I am trying to fit and forecast water production in a well and this accounts for my end of training thesis. But I got poor prediction from ARIMA and sarima models. I tried with auto ARIMA but it didn't go better. I am trying now to modify the sarima parameters to obtain better results, but it's very tedious.
-
Hi Grace. Welcome to Cross Validated. Could you please provide your data so that the community might get an insight on that? – User1865345 Sep 24 '22 at 06:19
-
1The predicted mean looks pretty close to a flat line, but the data doesn't have an obvious trend either. Have you tried comparing its loss to a naive forecaster? – Galen Sep 24 '22 at 06:52
-
Hello thanks, please I have difficulties in adding the data – Grace Sep 25 '22 at 00:41
-
@Galen no, I will try that – Grace Sep 25 '22 at 01:33
-
please help me add the data – Grace Sep 25 '22 at 01:53
1 Answers
Your autocorrelation has a sinusoidal shape with peaks and troughs at lags 7 and 14. It looks like you have daily data with weekly seasonality, which looks strange for water production (Mother Nature does not really work at weekly granularities), but would make perfect sense for water demand (different patterns of demand during weekdays vs. weekends). If the latter, it may make sense to look at seasonal ARIMA.
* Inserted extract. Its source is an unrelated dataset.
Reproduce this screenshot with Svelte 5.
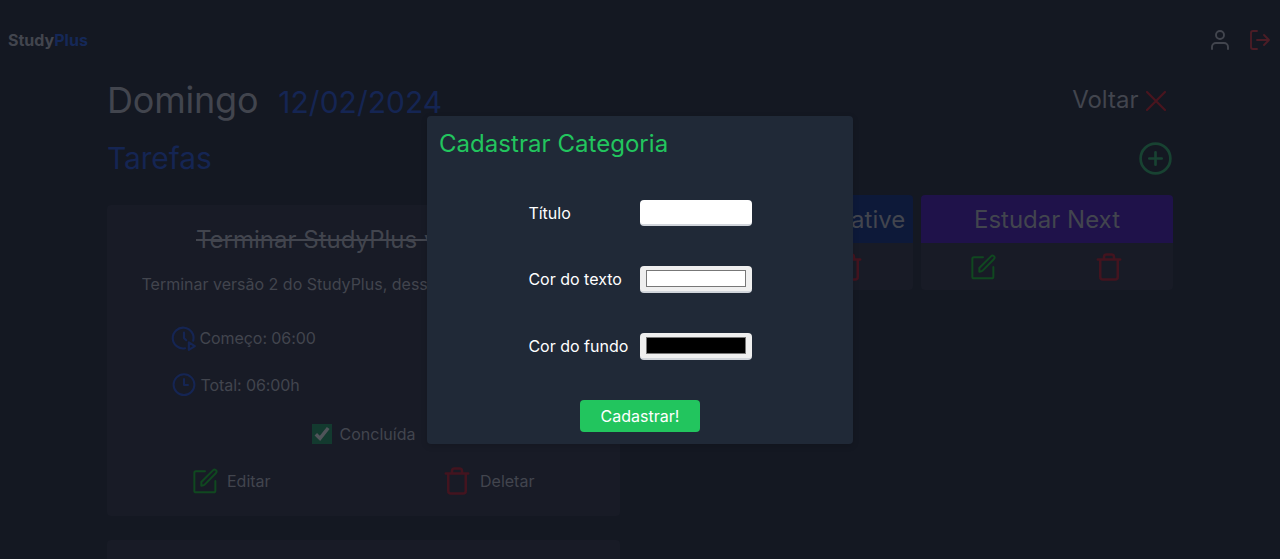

We don't know whether you specified the frequency in your data and
auto_arimadecided not to use a seasonal model (which can be a perfectly valid decision if the seasonal pattern is too weak to detect in your series), or whether you didn't, in which caseauto_arimacan't on its own decide which seasonal frequency to use. See here. You can forceauto_arimato use a seasonal model, but this is not guaranteed to improve your forecasts.As Galen mentions, your data does not exhibit any obvious patterns. In such a situation, a flat forecast may actually be the best forecast, possibly even an overall historical mean forecast.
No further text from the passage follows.